Obispo con capa y armiño |
En época del Concilio Vaticano II se regó la idea de que todo estaba cambiando en la Iglesia. Hoy, unas décadas después, hay quien quisiera decir que tales cambios fueron producto del capricho de la banalidad de algunos y en todo caso, que el Concilio no hizo un llamado a tanto cambio. Igual, nos dicen que en realidad no fue tanto lo que cambió.
Lo primero que habría que decir es que no tiene sentido obsesionarse con la idea del cambio. Lo importante no es si la Iglesia cambió, si debió cambiar, si no debió... si sí o si no cambió. Lo importante es el evangelio y la predicación del evangelio. Lo importante es la misión evangelizadora, esa es la verdadera finalidad de la Iglesia. Luego, el cambio es un medio y debe estar subordinado a esa finalidad.

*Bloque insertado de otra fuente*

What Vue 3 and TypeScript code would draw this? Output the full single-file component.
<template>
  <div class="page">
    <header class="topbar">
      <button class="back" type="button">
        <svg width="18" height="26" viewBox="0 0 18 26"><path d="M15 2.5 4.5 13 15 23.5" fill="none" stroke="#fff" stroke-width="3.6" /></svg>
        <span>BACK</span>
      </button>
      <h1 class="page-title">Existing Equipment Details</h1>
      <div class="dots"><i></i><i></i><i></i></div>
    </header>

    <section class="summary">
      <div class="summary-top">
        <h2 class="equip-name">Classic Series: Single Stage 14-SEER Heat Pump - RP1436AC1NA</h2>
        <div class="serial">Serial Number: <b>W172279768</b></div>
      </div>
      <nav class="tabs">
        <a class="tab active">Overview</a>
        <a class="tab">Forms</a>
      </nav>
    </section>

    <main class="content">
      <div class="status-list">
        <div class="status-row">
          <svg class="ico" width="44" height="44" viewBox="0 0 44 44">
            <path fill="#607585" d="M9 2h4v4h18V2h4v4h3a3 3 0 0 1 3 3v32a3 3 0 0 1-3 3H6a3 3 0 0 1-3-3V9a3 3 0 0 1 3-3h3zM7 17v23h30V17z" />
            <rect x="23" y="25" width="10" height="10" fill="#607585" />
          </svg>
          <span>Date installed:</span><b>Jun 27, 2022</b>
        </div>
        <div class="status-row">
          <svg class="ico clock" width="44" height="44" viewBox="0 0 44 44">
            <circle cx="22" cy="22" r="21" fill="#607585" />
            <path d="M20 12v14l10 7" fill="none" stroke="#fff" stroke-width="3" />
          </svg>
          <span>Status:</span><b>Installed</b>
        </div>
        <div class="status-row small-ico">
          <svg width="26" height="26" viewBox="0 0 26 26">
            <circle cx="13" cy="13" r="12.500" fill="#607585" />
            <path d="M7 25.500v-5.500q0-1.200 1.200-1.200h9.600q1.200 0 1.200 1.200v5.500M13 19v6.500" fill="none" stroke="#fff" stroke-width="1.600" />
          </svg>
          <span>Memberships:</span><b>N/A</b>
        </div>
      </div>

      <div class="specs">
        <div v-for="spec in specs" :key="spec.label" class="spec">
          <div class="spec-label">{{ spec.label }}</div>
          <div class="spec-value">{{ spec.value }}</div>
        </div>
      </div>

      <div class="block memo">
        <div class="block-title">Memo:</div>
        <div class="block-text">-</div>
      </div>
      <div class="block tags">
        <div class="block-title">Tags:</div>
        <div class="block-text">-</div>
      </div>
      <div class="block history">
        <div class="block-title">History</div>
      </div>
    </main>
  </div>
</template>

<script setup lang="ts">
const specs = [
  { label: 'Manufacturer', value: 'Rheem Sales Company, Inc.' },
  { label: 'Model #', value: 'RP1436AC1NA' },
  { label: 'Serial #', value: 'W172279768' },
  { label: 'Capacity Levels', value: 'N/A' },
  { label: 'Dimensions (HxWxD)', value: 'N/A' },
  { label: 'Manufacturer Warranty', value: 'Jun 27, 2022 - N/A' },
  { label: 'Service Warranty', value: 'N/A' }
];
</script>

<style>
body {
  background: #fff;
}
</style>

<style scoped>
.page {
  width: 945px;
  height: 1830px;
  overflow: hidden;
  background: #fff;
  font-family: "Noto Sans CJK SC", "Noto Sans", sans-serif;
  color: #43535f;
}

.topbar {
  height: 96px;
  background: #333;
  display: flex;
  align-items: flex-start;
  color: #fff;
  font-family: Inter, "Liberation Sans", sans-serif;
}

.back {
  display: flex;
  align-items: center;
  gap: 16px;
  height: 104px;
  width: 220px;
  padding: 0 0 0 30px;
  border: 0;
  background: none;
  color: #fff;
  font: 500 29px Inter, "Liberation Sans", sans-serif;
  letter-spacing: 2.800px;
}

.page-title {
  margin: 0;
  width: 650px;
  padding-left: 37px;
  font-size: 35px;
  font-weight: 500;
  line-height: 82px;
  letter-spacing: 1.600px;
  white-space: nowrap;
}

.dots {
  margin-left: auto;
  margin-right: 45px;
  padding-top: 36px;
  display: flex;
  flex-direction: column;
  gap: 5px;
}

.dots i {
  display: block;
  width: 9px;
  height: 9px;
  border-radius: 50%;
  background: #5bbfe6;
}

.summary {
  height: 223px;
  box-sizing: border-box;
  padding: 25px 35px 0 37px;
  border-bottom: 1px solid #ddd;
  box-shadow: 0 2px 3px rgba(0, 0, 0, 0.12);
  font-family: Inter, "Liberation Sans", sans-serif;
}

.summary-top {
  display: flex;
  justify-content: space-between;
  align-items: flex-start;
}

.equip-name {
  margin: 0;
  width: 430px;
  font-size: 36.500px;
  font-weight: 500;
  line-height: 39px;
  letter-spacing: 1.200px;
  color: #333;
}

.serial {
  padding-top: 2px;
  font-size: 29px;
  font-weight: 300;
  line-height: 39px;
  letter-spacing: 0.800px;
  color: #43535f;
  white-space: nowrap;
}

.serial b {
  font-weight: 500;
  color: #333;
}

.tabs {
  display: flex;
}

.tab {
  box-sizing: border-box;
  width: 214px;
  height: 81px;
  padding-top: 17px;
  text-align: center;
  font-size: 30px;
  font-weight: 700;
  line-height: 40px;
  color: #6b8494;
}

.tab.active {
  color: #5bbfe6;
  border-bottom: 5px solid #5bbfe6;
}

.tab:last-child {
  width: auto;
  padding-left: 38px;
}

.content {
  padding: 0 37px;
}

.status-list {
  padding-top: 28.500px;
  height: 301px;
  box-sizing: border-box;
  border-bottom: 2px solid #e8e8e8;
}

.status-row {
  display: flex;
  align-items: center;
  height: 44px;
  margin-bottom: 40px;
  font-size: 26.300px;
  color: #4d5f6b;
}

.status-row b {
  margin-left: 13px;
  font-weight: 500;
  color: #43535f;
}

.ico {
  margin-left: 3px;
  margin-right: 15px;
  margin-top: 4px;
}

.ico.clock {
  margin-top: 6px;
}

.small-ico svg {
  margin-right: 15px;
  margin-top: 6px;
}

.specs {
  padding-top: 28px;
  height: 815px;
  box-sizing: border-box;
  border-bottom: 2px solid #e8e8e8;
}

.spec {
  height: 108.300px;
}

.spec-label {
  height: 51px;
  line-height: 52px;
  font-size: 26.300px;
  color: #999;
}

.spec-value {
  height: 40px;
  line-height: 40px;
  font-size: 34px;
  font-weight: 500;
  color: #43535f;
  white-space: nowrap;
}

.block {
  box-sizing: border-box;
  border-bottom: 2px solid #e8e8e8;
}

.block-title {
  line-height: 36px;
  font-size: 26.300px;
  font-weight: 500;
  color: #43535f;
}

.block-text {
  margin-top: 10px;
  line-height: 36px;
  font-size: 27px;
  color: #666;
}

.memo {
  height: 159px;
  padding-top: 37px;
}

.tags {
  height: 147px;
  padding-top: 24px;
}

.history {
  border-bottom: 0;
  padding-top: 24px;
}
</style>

De lo contrario, nos corremos el riesgo de crear fetiches -- ídolos -- de las formas "progre" y de las formar "carcaj", es decir, de las formas de cambio progresista o de las formas de cambios tradicionalistas. Cuando se crea un fetiche así, la persona tendrá la tendencia de aprobar y admirar todo lo que sea cambio progresista, de manera ciega, idolátrica. Lo mismo sucederá con los tradicionalistas que rendirán culto ciego a las formas "conservadoras" o "preconciliares". Son dos caras de una misma moneda, la de una idolatría por las apariencias.
Lo importante es la predicación del evangelio hoy por hoy. ¿Tiene sentido que un obispo se revista de armiño y ropajes ostentosos? ¿Le sirve eso al evangelio? ¿Tiene sentido que un sacerdote vista de jeans y camiseta cuando va a atender enfermos en un hospital? ¿Le sirve eso de edificación a las personas? ¿Tiene sentido que se le prohíba a las niñas ser monaguillos en las misas "tridentinas"? ¿No es eso hacer el ridículo? ¿No contradice el espíritu del evangelio?
Y, claro, para qué sirve atacarse de lado y lado. Cuando somos todos, aun en el seno del catolicismo, "hermanos separados". Eso es un escándalo que hay que subsanar.